Spark 2.2 Illegal pattern component: XXX java.lang.IllegalArgumentException: Illegal pattern component: XXX

I'm trying to upgrade from Spark 2.1 to 2.2. When I try to read or write a dataframe to a location (CSV or JSON) I am receiving this error:

Illegal pattern component: XXX
java.lang.IllegalArgumentException: Illegal pattern component: XXX
at org.apache.commons.lang3.time.FastDatePrinter.parsePattern(FastDatePrinter.java:282)
at org.apache.commons.lang3.time.FastDatePrinter.init(FastDatePrinter.java:149)
at org.apache.commons.lang3.time.FastDatePrinter.<init>(FastDatePrinter.java:142)
at org.apache.commons.lang3.time.FastDateFormat.<init>(FastDateFormat.java:384)
at org.apache.commons.lang3.time.FastDateFormat.<init>(FastDateFormat.java:369)
at org.apache.commons.lang3.time.FastDateFormat$1.createInstance(FastDateFormat.java:91)
at org.apache.commons.lang3.time.FastDateFormat$1.createInstance(FastDateFormat.java:88)
at org.apache.commons.lang3.time.FormatCache.getInstance(FormatCache.java:82)
at org.apache.commons.lang3.time.FastDateFormat.getInstance(FastDateFormat.java:165)
at org.apache.spark.sql.catalyst.json.JSONOptions.<init>(JSONOptions.scala:81)
at org.apache.spark.sql.catalyst.json.JSONOptions.<init>(JSONOptions.scala:43)
at org.apache.spark.sql.execution.datasources.json.JsonFileFormat.inferSchema(JsonFileFormat.scala:53)
at org.apache.spark.sql.execution.datasources.DataSource$$anonfun$7.apply(DataSource.scala:177)
at org.apache.spark.sql.execution.datasources.DataSource$$anonfun$7.apply(DataSource.scala:177)
at scala.Option.orElse(Option.scala:289)
at org.apache.spark.sql.execution.datasources.DataSource.getOrInferFileFormatSchema(DataSource.scala:176)
at org.apache.spark.sql.execution.datasources.DataSource.resolveRelation(DataSource.scala:366)
at org.apache.spark.sql.DataFrameReader.load(DataFrameReader.scala:178)
at org.apache.spark.sql.DataFrameReader.json(DataFrameReader.scala:333)
at org.apache.spark.sql.DataFrameReader.json(DataFrameReader.scala:279)

I am not setting a default value for dateFormat, so I'm not understanding where it is coming from.

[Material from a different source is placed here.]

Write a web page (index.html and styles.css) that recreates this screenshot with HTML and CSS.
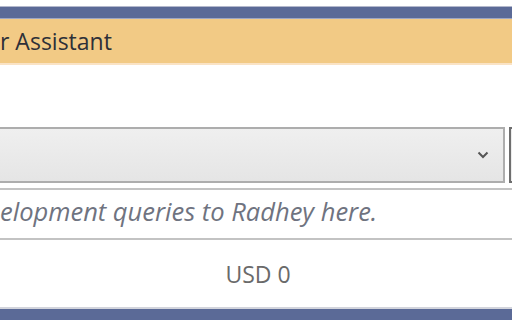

spark.createDataFrame(objects.map((o) => MyObject(t.source, t.table, o.partition, o.offset, d)))
    .coalesce(1)
    .write
    .mode(SaveMode.Append)
    .partitionBy("source", "table")
    .json(path)

I still get the error with this:

import org.apache.spark.sql.{SaveMode, SparkSession}
val spark = SparkSession.builder.appName("Spark2.2Test").master("local").getOrCreate()
import spark.implicits._
val agesRows = List(Person("alice", 35), Person("bob", 10), Person("jill", 24))
val df = spark.createDataFrame(agesRows).toDF();

df.printSchema
df.show

df.write.mode(SaveMode.Overwrite).csv("my.csv")

Here is the schema:

root
 |-- name: string (nullable = true)
 |-- age: long (nullable = false)
Solution

  • I found the answer.

    The default for the timestampFormat is yyyy-MM-dd'T'HH:mm:ss.SSSXXX which is an illegal argument. It needs to be set when you are writing the dataframe out.

    The fix is to change that to ZZ which will include the timezone.

    df.write
.option("timestampFormat", "yyyy/MM/dd HH:mm:ss ZZ")
.mode(SaveMode.Overwrite)
.csv("my.csv")